GOAL OF THE EXERCISE: Without the pictures, output the lines of the material from the very first through the one that holds "const COLS = '57px".

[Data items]
+++

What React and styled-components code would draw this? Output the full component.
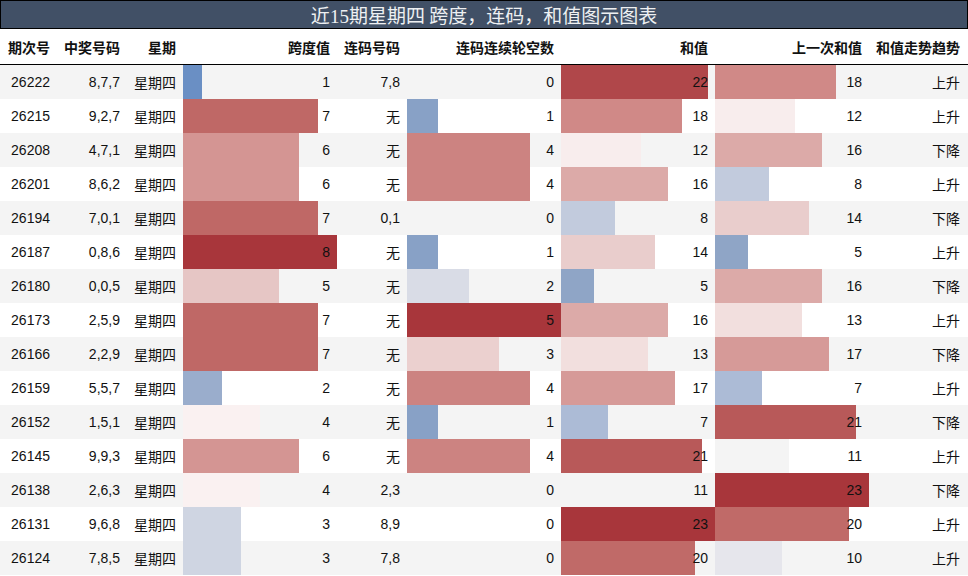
import React from 'react'
import styled, { createGlobalStyle } from 'styled-components'

const GlobalStyle = createGlobalStyle`
  html, body {
    margin: 0;
    padding: 0;
    background: #fff;
  }
  body {
    font-family: 'Liberation Sans', 'Noto Sans CJK SC', sans-serif;
    color: #111;
  }
`

const COLS = '57px 70px 56px 154px 70px 154px 154px 154px 98px'

const rows = [
  ['26222', '8,7,7', 1, '7,8', 0, 22, 18, '上升'],
  ['26215', '9,2,7', 7, '无', 1, 18, 12, '上升'],
  ['26208', '4,7,1', 6, '无', 4, 12, 16, '下降'],
  ['26201', '8,6,2', 6, '无', 4, 16, 8, '上升'],
  ['26194', '7,0,1', 7, '0,1', 0, 8, 14, '下降'],
  ['26187', '0,8,6', 8, '无', 1, 14, 5, '上升'],
  ['26180', '0,0,5', 5, '无', 2, 5, 16, '下降'],
  ['26173', '2,5,9', 7, '无', 5, 16, 13, '上升'],
  ['26166', '2,2,9', 7, '无', 3, 13, 17, '下降'],
  ['26159', '5,5,7', 2, '无', 4, 17, 7, '上升'],
  ['26152', '1,5,1', 4, '无', 1, 7, 21, '下降'],
  ['26145', '9,9,3', 6, '无', 4, 21, 11, '上升'],
  ['26138', '2,6,3', 4, '2,3', 0, 11, 23, '下降'],
  ['26131', '9,6,8', 3, '8,9', 0, 23, 20, '上升'],
  ['26124', '7,8,5', 3, '7,8', 0, 20, 10, '上升'],
]

// diverging palette, blue (low) -> light -> red (high)
const stops = [
  [0, '#4a76b8'],
  [0.125, '#6a8fc4'],
  [0.217, '#8fa5c6'],
  [0.304, '#acbbd6'],
  [0.375, '#cfd5e2'],
  [0.435, '#e6e6ec'],
  [0.478, '#f4f4f4'],
  [0.5, '#faf1f1'],
  [0.52, '#f8eeee'],
  [0.565, '#f2dfde'],
  [0.625, '#e6c6c5'],
  [0.696, '#dcaaa8'],
  [0.78, '#d08a88'],
  [0.87, '#c06a68'],
  [1, '#a8363b'],
]

const hex = h => [1, 3, 5].map(i => parseInt(h.slice(i, i + 2), 16))

const colorAt = t => {
  for (let i = 1; i < stops.length; i++) {
    const [t1, c1] = stops[i]
    const [t0, c0] = stops[i - 1]
    if (t <= t1) {
      const f = (t - t0) / (t1 - t0)
      const a = hex(c0)
      const b = hex(c1)
      const c = a.map((v, k) => Math.round(v + (b[k] - v) * f))
      return `rgb(${c.join(',')})`
    }
  }
  return stops[stops.length - 1][1]
}

const Page = styled.div`
  width: 968px;
`

const Title = styled.div`
  height: 27px;
  border: 1px solid #000;
  background: #415066;
  color: #eef0f2;
  font-family: 'Liberation Serif', 'Noto Sans CJK SC', serif;
  font-size: 19px;
  line-height: 27px;
  text-align: center;
`

const TitleCjk = styled.span`
  font-family: 'Noto Sans CJK SC', sans-serif;
`

const HeaderRow = styled.div`
  display: grid;
  grid-template-columns: ${COLS};
  height: 35px;
  border-bottom: 1px solid #000;
  background: #fff;
`

const HeadCell = styled.div`
  display: flex;
  align-items: center;
  justify-content: flex-end;
  padding-right: 7px;
  font-family: 'Noto Sans CJK SC', sans-serif;
  font-weight: 700;
  font-size: 14px;
  color: #111;
  white-space: nowrap;
`

const Row = styled.div`
  display: grid;
  grid-template-columns: ${COLS};
  height: 34px;
  background: ${p => (p.$striped ? '#f4f4f4' : '#fff')};
`

const Cell = styled.div`
  position: relative;
  display: flex;
  align-items: center;
  justify-content: flex-end;
  padding-right: 7px;
  font-size: 14px;
  white-space: nowrap;
`

const Bar = styled.div`
  position: absolute;
  left: 0;
  top: 0;
  bottom: 0;
`

const CellText = styled.span`
  position: relative;
  color: #111;
`

const BarCell = ({ value, max }) => (
  <Cell>
    {value > 0 && (
      <Bar
        style={{
          width: `${(value / max) * 154}px`,
          background: colorAt(value / max),
        }}
      />
    )}
    <CellText>{value}</CellText>
  </Cell>
)

const headers = [
  '期次号',
  '中奖号码',
  '星期',
  '跨度值',
  '连码号码',
  '连码连续轮空数',
  '和值',
  '上一次和值',
  '和值走势趋势',
]

const App = () => (
  <Page>
    <GlobalStyle />
    <Title>
      <TitleCjk>近</TitleCjk>15<TitleCjk>期星期四 跨度，连码，和值图示图表</TitleCjk>
    </Title>
    <HeaderRow>
      {headers.map(h => (
        <HeadCell key={h}>{h}</HeadCell>
      ))}
    </HeaderRow>
    {rows.map((r, i) => (
      <Row key={r[0]} $striped={i % 2 === 0}>
        <Cell>{r[0]}</Cell>
        <Cell>{r[1]}</Cell>
        <Cell>
          <CellText>星期四</CellText>
        </Cell>
        <BarCell value={r[2]} max={8} />
        <Cell>{r[3]}</Cell>
        <BarCell value={r[4]} max={5} />
        <BarCell value={r[5]} max={23} />
        <BarCell value={r[6]} max={23} />
        <Cell>{r[7]}</Cell>
      </Row>
    ))}
  </Page>
)

export default App
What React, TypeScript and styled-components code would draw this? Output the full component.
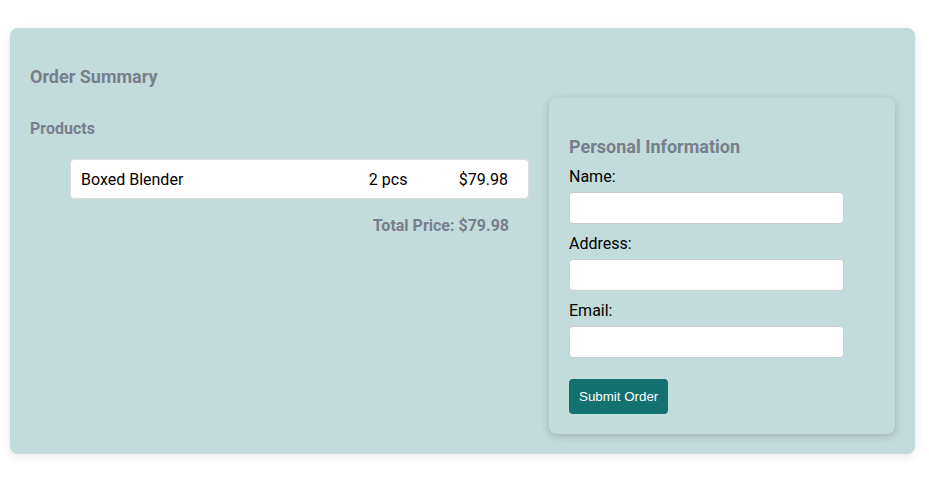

+++

SOLUTION FOR THIS EXERCISE:
What React and styled-components code would draw this? Output the full component.
import React from 'react'
import styled, { createGlobalStyle } from 'styled-components'

const GlobalStyle = createGlobalStyle`
  html, body {
    margin: 0;
    padding: 0;
    background: #fff;
  }
  body {
    font-family: 'Liberation Sans', 'Noto Sans CJK SC', sans-serif;
    color: #111;
  }
`

const COLS = '57px 70px 56px 154px 70px 154px 154px 154px 98px'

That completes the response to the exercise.